O ataque tem Jack Harrison, novamente emprestado pelo Manchester City, Hélder Costa, confirmado do Wolverhampton após um empréstimo, e Bamford, artilheiro da equipe com 16 gols, mas que deve perder espaço para Rodrigo. Os outros reforços foram jovens, em princípio para as categorias de base, com destaque para Sam Greenwood, revelação de 18 anos da academia do Arsenal e com bastante brilho nos torneios sub-17.
Sem querer estender a metáfora de Game of Thrones mais do que já estendi, Bielsa chega à Premier League como aquele espadachim veterano que precisará enfrentar alguns dos seus pupilos.
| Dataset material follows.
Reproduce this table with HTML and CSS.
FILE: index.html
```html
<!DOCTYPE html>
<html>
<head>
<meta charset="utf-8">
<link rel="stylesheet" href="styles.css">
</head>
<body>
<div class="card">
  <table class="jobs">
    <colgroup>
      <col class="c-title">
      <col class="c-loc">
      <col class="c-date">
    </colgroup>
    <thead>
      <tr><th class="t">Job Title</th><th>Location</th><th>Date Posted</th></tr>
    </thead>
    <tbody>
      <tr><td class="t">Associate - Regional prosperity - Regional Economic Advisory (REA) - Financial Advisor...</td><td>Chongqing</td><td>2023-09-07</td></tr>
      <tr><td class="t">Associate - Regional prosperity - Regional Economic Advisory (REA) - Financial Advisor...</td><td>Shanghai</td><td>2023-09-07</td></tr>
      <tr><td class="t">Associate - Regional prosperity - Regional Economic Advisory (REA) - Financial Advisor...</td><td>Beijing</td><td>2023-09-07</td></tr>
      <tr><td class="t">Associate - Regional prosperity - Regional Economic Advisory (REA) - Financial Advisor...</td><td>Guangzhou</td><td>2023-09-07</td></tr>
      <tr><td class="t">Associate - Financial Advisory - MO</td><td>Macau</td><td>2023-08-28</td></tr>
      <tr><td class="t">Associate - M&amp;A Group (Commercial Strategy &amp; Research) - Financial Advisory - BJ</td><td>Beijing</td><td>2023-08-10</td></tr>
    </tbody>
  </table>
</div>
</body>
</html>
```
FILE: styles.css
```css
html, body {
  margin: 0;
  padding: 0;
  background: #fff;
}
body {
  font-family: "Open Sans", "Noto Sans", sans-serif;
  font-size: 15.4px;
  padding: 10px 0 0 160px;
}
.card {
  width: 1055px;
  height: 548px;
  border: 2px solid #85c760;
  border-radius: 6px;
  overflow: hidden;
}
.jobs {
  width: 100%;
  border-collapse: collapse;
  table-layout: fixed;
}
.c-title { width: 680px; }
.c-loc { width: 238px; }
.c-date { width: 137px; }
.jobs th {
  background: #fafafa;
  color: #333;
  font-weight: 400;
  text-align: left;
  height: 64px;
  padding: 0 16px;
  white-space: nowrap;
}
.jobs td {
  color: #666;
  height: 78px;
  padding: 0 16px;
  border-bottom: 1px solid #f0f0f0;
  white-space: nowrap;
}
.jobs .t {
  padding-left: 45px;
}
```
Terá que provar que além de dominar a sua arte ainda tem vitalidade para executá-la regularmente no mais alto nível. Um bom indício foi o duelo contra o Arsenal na Copa da Inglaterra. Perdeu, mas fez páreo duro. Além de Mikel Arteta, Bielsa teve encontros com outros nove treinadores que enfrentará – a menos que um deles seja demitido antes – na próxima Premier League.
Trocou vitórias com Scott Parker (Fulham) e Chris Wilder (Sheffield United). Levou vantagem contra Dean Smith (Aston Villa), Graham Potter (Brighton), Slaven Bilic (West Brom) e Steve Bruce (Newcastle). Todos esses entre um ou três jogos na segunda divisão inglesa. Sua maior superioridade é contra Frank Lampard (Chelsea), com três vitórias e uma derrota, mas foi justamente essa derrota que impediu o acesso do Leeds ano passado. Não ganhou nenhum dos três jogos que fez contra Pep Guardiola. Perdeu todos os quatro contra José Mourinho.
No último degrau da estátua de Billy Bremmer, em Elland Road, há a frase: “O time antes de si mesmo, sempre”. Bielsa compartilha do lema do Leeds. O coletivo é sempre o mais importante, e quem não quiser se adequar ao que ele considera necessário está fora. A exigência é alta, tanto física quanto mental, e aconteceu de seus times perderem rendimento na reta final das temporadas. Na Premier League, isso pode ser fatal. De qualquer maneira, Bielsa está prestes a guiar o Leeds e uma incrível jornada. Vida longa ao Rei do Norte.